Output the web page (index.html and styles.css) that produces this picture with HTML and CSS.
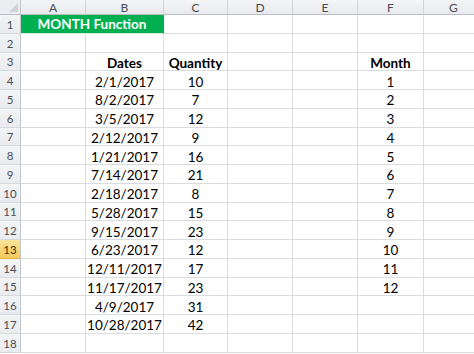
FILE: index.html
```html
<!DOCTYPE html>
<html>
<head>
<meta charset="utf-8">
<link rel="stylesheet" href="styles.css">
</head>
<body>
<div class="sheet">
  <div class="row head">
    <div class="rh corner"><span class="tri"></span></div>
    <div class="c ca ch">A</div><div class="c cb ch">B</div><div class="c cc ch">C</div><div class="c cd ch">D</div><div class="c ce ch">E</div><div class="c cf ch">F</div><div class="c cg ch">G</div>
  </div>
  <div class="row">
    <div class="rh">1</div>
    <div class="c cab title">MONTH Function</div><div class="c cc"></div><div class="c cd"></div><div class="c ce"></div><div class="c cf"></div><div class="c cg"></div>
  </div>
  <div class="row">
    <div class="rh">2</div>
    <div class="c ca"></div><div class="c cb"></div><div class="c cc"></div><div class="c cd"></div><div class="c ce"></div><div class="c cf"></div><div class="c cg"></div>
  </div>
  <div class="row">
    <div class="rh">3</div>
    <div class="c ca"></div><div class="c cb b">Dates</div><div class="c cc b">Quantity</div><div class="c cd"></div><div class="c ce"></div><div class="c cf b">Month</div><div class="c cg"></div>
  </div>
  <div class="row">
    <div class="rh">4</div>
    <div class="c ca"></div><div class="c cb">2/1/2017</div><div class="c cc">10</div><div class="c cd"></div><div class="c ce"></div><div class="c cf">1</div><div class="c cg"></div>
  </div>
  <div class="row">
    <div class="rh">5</div>
    <div class="c ca"></div><div class="c cb">8/2/2017</div><div class="c cc">7</div><div class="c cd"></div><div class="c ce"></div><div class="c cf">2</div><div class="c cg"></div>
  </div>
  <div class="row">
    <div class="rh">6</div>
    <div class="c ca"></div><div class="c cb">3/5/2017</div><div class="c cc">12</div><div class="c cd"></div><div class="c ce"></div><div class="c cf">3</div><div class="c cg"></div>
  </div>
  <div class="row">
    <div class="rh">7</div>
    <div class="c ca"></div><div class="c cb">2/12/2017</div><div class="c cc">9</div><div class="c cd"></div><div class="c ce"></div><div class="c cf">4</div><div class="c cg"></div>
  </div>
  <div class="row">
    <div class="rh">8</div>
    <div class="c ca"></div><div class="c cb">1/21/2017</div><div class="c cc">16</div><div class="c cd"></div><div class="c ce"></div><div class="c cf">5</div><div class="c cg"></div>
  </div>
  <div class="row">
    <div class="rh">9</div>
    <div class="c ca"></div><div class="c cb">7/14/2017</div><div class="c cc">21</div><div class="c cd"></div><div class="c ce"></div><div class="c cf">6</div><div class="c cg"></div>
  </div>
  <div class="row">
    <div class="rh">10</div>
    <div class="c ca"></div><div class="c cb">2/18/2017</div><div class="c cc">8</div><div class="c cd"></div><div class="c ce"></div><div class="c cf">7</div><div class="c cg"></div>
  </div>
  <div class="row">
    <div class="rh">11</div>
    <div class="c ca"></div><div class="c cb">5/28/2017</div><div class="c cc">15</div><div class="c cd"></div><div class="c ce"></div><div class="c cf">8</div><div class="c cg"></div>
  </div>
  <div class="row">
    <div class="rh">12</div>
    <div class="c ca"></div><div class="c cb">9/15/2017</div><div class="c cc">23</div><div class="c cd"></div><div class="c ce"></div><div class="c cf">9</div><div class="c cg"></div>
  </div>
  <div class="row">
    <div class="rh active">13</div>
    <div class="c ca"></div><div class="c cb">6/23/2017</div><div class="c cc">12</div><div class="c cd"></div><div class="c ce"></div><div class="c cf">10</div><div class="c cg"></div>
  </div>
  <div class="row">
    <div class="rh">14</div>
    <div class="c ca"></div><div class="c cb">12/11/2017</div><div class="c cc">17</div><div class="c cd"></div><div class="c ce"></div><div class="c cf">11</div><div class="c cg"></div>
  </div>
  <div class="row">
    <div class="rh">15</div>
    <div class="c ca"></div><div class="c cb">11/17/2017</div><div class="c cc">23</div><div class="c cd"></div><div class="c ce"></div><div class="c cf">12</div><div class="c cg"></div>
  </div>
  <div class="row">
    <div class="rh">16</div>
    <div class="c ca"></div><div class="c cb">4/9/2017</div><div class="c cc">31</div><div class="c cd"></div><div class="c ce"></div><div class="c cf"></div><div class="c cg"></div>
  </div>
  <div class="row">
    <div class="rh">17</div>
    <div class="c ca"></div><div class="c cb">10/28/2017</div><div class="c cc">42</div><div class="c cd"></div><div class="c ce"></div><div class="c cf"></div><div class="c cg"></div>
  </div>
  <div class="row">
    <div class="rh">18</div>
    <div class="c ca"></div><div class="c cb"></div><div class="c cc"></div><div class="c cd"></div><div class="c ce"></div><div class="c cf"></div><div class="c cg"></div>
  </div>
</div>
</body>
</html>
```

FILE: styles.css
```css
html, body {
  margin: 0;
  padding: 0;
  background: #ffffff;
  overflow: hidden;
}
.sheet {
  width: 474px;
  height: 354px;
  overflow: hidden;
  font-family: Lato, "Open Sans", sans-serif;
  font-size: 13.5px;
  color: #000;
}
.row {
  display: flex;
  height: 18.75px;
}
.row.head {
  height: 15px;
}
.rh {
  flex: 0 0 21px;
  box-sizing: border-box;
  background: linear-gradient(#f3f4f6, #e9ebee);
  border-right: 1px solid #c3c7cc;
  border-bottom: 1px solid #d5d8dc;
  color: #4b4e55;
  font-size: 11.5px;
  display: flex;
  align-items: center;
  justify-content: center;
  padding-top: 1px;
}
.rh.active {
  background: linear-gradient(#fbe39a, #f6c95a);
  border-bottom-color: #e0b24c;
  color: #3d3000;
}
.corner {
  position: relative;
  background: #ebedf0;
  border-bottom: 1px solid #b9bec5;
}
.tri {
  position: absolute;
  right: 2px;
  bottom: 2px;
  width: 0;
  height: 0;
  border-left: 9px solid transparent;
  border-bottom: 9px solid #cfd3d8;
}
.c {
  box-sizing: border-box;
  border-right: 1px solid #dadcdf;
  border-bottom: 1px solid #dadcdf;
  display: flex;
  align-items: center;
  justify-content: center;
  padding-top: 3px;
  white-space: nowrap;
}
.ch {
  background: linear-gradient(#f4f5f7, #e8eaed);
  border-right: 1px solid #d0d3d8;
  border-bottom: 1px solid #b9bec5;
  color: #4b4e55;
  font-size: 12px;
  padding-top: 0;
}
.ca { flex: 0 0 65px; }
.cb { flex: 0 0 78px; }
.cab { flex: 0 0 143px; }
.cc { flex: 0 0 64px; }
.cd { flex: 0 0 65px; }
.ce { flex: 0 0 65px; }
.cf { flex: 0 0 66px; }
.cg { flex: 1 0 60px; }
.title {
  background: #00b050;
  color: #ffffff;
  font-weight: 700;
  border-right-color: #00b050;
  border-bottom-color: #d9e8dc;
  padding-top: 0;
}
.b {
  font-weight: 700;
}
```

### What is needed
Transcribe the full listing above exactly as it stands, minus the pictures.

### Finished task
Output the web page (index.html and styles.css) that produces this picture with HTML and CSS.
FILE: index.html
```html
<!DOCTYPE html>
<html>
<head>
<meta charset="utf-8">
<link rel="stylesheet" href="styles.css">
</head>
<body>
<div class="sheet">
  <div class="row head">
    <div class="rh corner"><span class="tri"></span></div>
    <div class="c ca ch">A</div><div class="c cb ch">B</div><div class="c cc ch">C</div><div class="c cd ch">D</div><div class="c ce ch">E</div><div class="c cf ch">F</div><div class="c cg ch">G</div>
  </div>
  <div class="row">
    <div class="rh">1</div>
    <div class="c cab title">MONTH Function</div><div class="c cc"></div><div class="c cd"></div><div class="c ce"></div><div class="c cf"></div><div class="c cg"></div>
  </div>
  <div class="row">
    <div class="rh">2</div>
    <div class="c ca"></div><div class="c cb"></div><div class="c cc"></div><div class="c cd"></div><div class="c ce"></div><div class="c cf"></div><div class="c cg"></div>
  </div>
  <div class="row">
    <div class="rh">3</div>
    <div class="c ca"></div><div class="c cb b">Dates</div><div class="c cc b">Quantity</div><div class="c cd"></div><div class="c ce"></div><div class="c cf b">Month</div><div class="c cg"></div>
  </div>
  <div class="row">
    <div class="rh">4</div>
    <div class="c ca"></div><div class="c cb">2/1/2017</div><div class="c cc">10</div><div class="c cd"></div><div class="c ce"></div><div class="c cf">1</div><div class="c cg"></div>
  </div>
  <div class="row">
    <div class="rh">5</div>
    <div class="c ca"></div><div class="c cb">8/2/2017</div><div class="c cc">7</div><div class="c cd"></div><div class="c ce"></div><div class="c cf">2</div><div class="c cg"></div>
  </div>
  <div class="row">
    <div class="rh">6</div>
    <div class="c ca"></div><div class="c cb">3/5/2017</div><div class="c cc">12</div><div class="c cd"></div><div class="c ce"></div><div class="c cf">3</div><div class="c cg"></div>
  </div>
  <div class="row">
    <div class="rh">7</div>
    <div class="c ca"></div><div class="c cb">2/12/2017</div><div class="c cc">9</div><div class="c cd"></div><div class="c ce"></div><div class="c cf">4</div><div class="c cg"></div>
  </div>
  <div class="row">
    <div class="rh">8</div>
    <div class="c ca"></div><div class="c cb">1/21/2017</div><div class="c cc">16</div><div class="c cd"></div><div class="c ce"></div><div class="c cf">5</div><div class="c cg"></div>
  </div>
  <div class="row">
    <div class="rh">9</div>
    <div class="c ca"></div><div class="c cb">7/14/2017</div><div class="c cc">21</div><div class="c cd"></div><div class="c ce"></div><div class="c cf">6</div><div class="c cg"></div>
  </div>
  <div class="row">
    <div class="rh">10</div>
    <div class="c ca"></div><div class="c cb">2/18/2017</div><div class="c cc">8</div><div class="c cd"></div><div class="c ce"></div><div class="c cf">7</div><div class="c cg"></div>
  </div>
  <div class="row">
    <div class="rh">11</div>
    <div class="c ca"></div><div class="c cb">5/28/2017</div><div class="c cc">15</div><div class="c cd"></div><div class="c ce"></div><div class="c cf">8</div><div class="c cg"></div>
  </div>
  <div class="row">
    <div class="rh">12</div>
    <div class="c ca"></div><div class="c cb">9/15/2017</div><div class="c cc">23</div><div class="c cd"></div><div class="c ce"></div><div class="c cf">9</div><div class="c cg"></div>
  </div>
  <div class="row">
    <div class="rh active">13</div>
    <div class="c ca"></div><div class="c cb">6/23/2017</div><div class="c cc">12</div><div class="c cd"></div><div class="c ce"></div><div class="c cf">10</div><div class="c cg"></div>
  </div>
  <div class="row">
    <div class="rh">14</div>
    <div class="c ca"></div><div class="c cb">12/11/2017</div><div class="c cc">17</div><div class="c cd"></div><div class="c ce"></div><div class="c cf">11</div><div class="c cg"></div>
  </div>
  <div class="row">
    <div class="rh">15</div>
    <div class="c ca"></div><div class="c cb">11/17/2017</div><div class="c cc">23</div><div class="c cd"></div><div class="c ce"></div><div class="c cf">12</div><div class="c cg"></div>
  </div>
  <div class="row">
    <div class="rh">16</div>
    <div class="c ca"></div><div class="c cb">4/9/2017</div><div class="c cc">31</div><div class="c cd"></div><div class="c ce"></div><div class="c cf"></div><div class="c cg"></div>
  </div>
  <div class="row">
    <div class="rh">17</div>
    <div class="c ca"></div><div class="c cb">10/28/2017</div><div class="c cc">42</div><div class="c cd"></div><div class="c ce"></div><div class="c cf"></div><div class="c cg"></div>
  </div>
  <div class="row">
    <div class="rh">18</div>
    <div class="c ca"></div><div class="c cb"></div><div class="c cc"></div><div class="c cd"></div><div class="c ce"></div><div class="c cf"></div><div class="c cg"></div>
  </div>
</div>
</body>
</html>
```

FILE: styles.css
```css
html, body {
  margin: 0;
  padding: 0;
  background: #ffffff;
  overflow: hidden;
}
.sheet {
  width: 474px;
  height: 354px;
  overflow: hidden;
  font-family: Lato, "Open Sans", sans-serif;
  font-size: 13.5px;
  color: #000;
}
.row {
  display: flex;
  height: 18.75px;
}
.row.head {
  height: 15px;
}
.rh {
  flex: 0 0 21px;
  box-sizing: border-box;
  background: linear-gradient(#f3f4f6, #e9ebee);
  border-right: 1px solid #c3c7cc;
  border-bottom: 1px solid #d5d8dc;
  color: #4b4e55;
  font-size: 11.5px;
  display: flex;
  align-items: center;
  justify-content: center;
  padding-top: 1px;
}
.rh.active {
  background: linear-gradient(#fbe39a, #f6c95a);
  border-bottom-color: #e0b24c;
  color: #3d3000;
}
.corner {
  position: relative;
  background: #ebedf0;
  border-bottom: 1px solid #b9bec5;
}
.tri {
  position: absolute;
  right: 2px;
  bottom: 2px;
  width: 0;
  height: 0;
  border-left: 9px solid transparent;
  border-bottom: 9px solid #cfd3d8;
}
.c {
  box-sizing: border-box;
  border-right: 1px solid #dadcdf;
  border-bottom: 1px solid #dadcdf;
  display: flex;
  align-items: center;
  justify-content: center;
  padding-top: 3px;
  white-space: nowrap;
}
.ch {
  background: linear-gradient(#f4f5f7, #e8eaed);
  border-right: 1px solid #d0d3d8;
  border-bottom: 1px solid #b9bec5;
  color: #4b4e55;
  font-size: 12px;
  padding-top: 0;
}
.ca { flex: 0 0 65px; }
.cb { flex: 0 0 78px; }
.cab { flex: 0 0 143px; }
.cc { flex: 0 0 64px; }
.cd { flex: 0 0 65px; }
.ce { flex: 0 0 65px; }
.cf { flex: 0 0 66px; }
.cg { flex: 1 0 60px; }
.title {
  background: #00b050;
  color: #ffffff;
  font-weight: 700;
  border-right-color: #00b050;
  border-bottom-color: #d9e8dc;
  padding-top: 0;
}
.b {
  font-weight: 700;
}
```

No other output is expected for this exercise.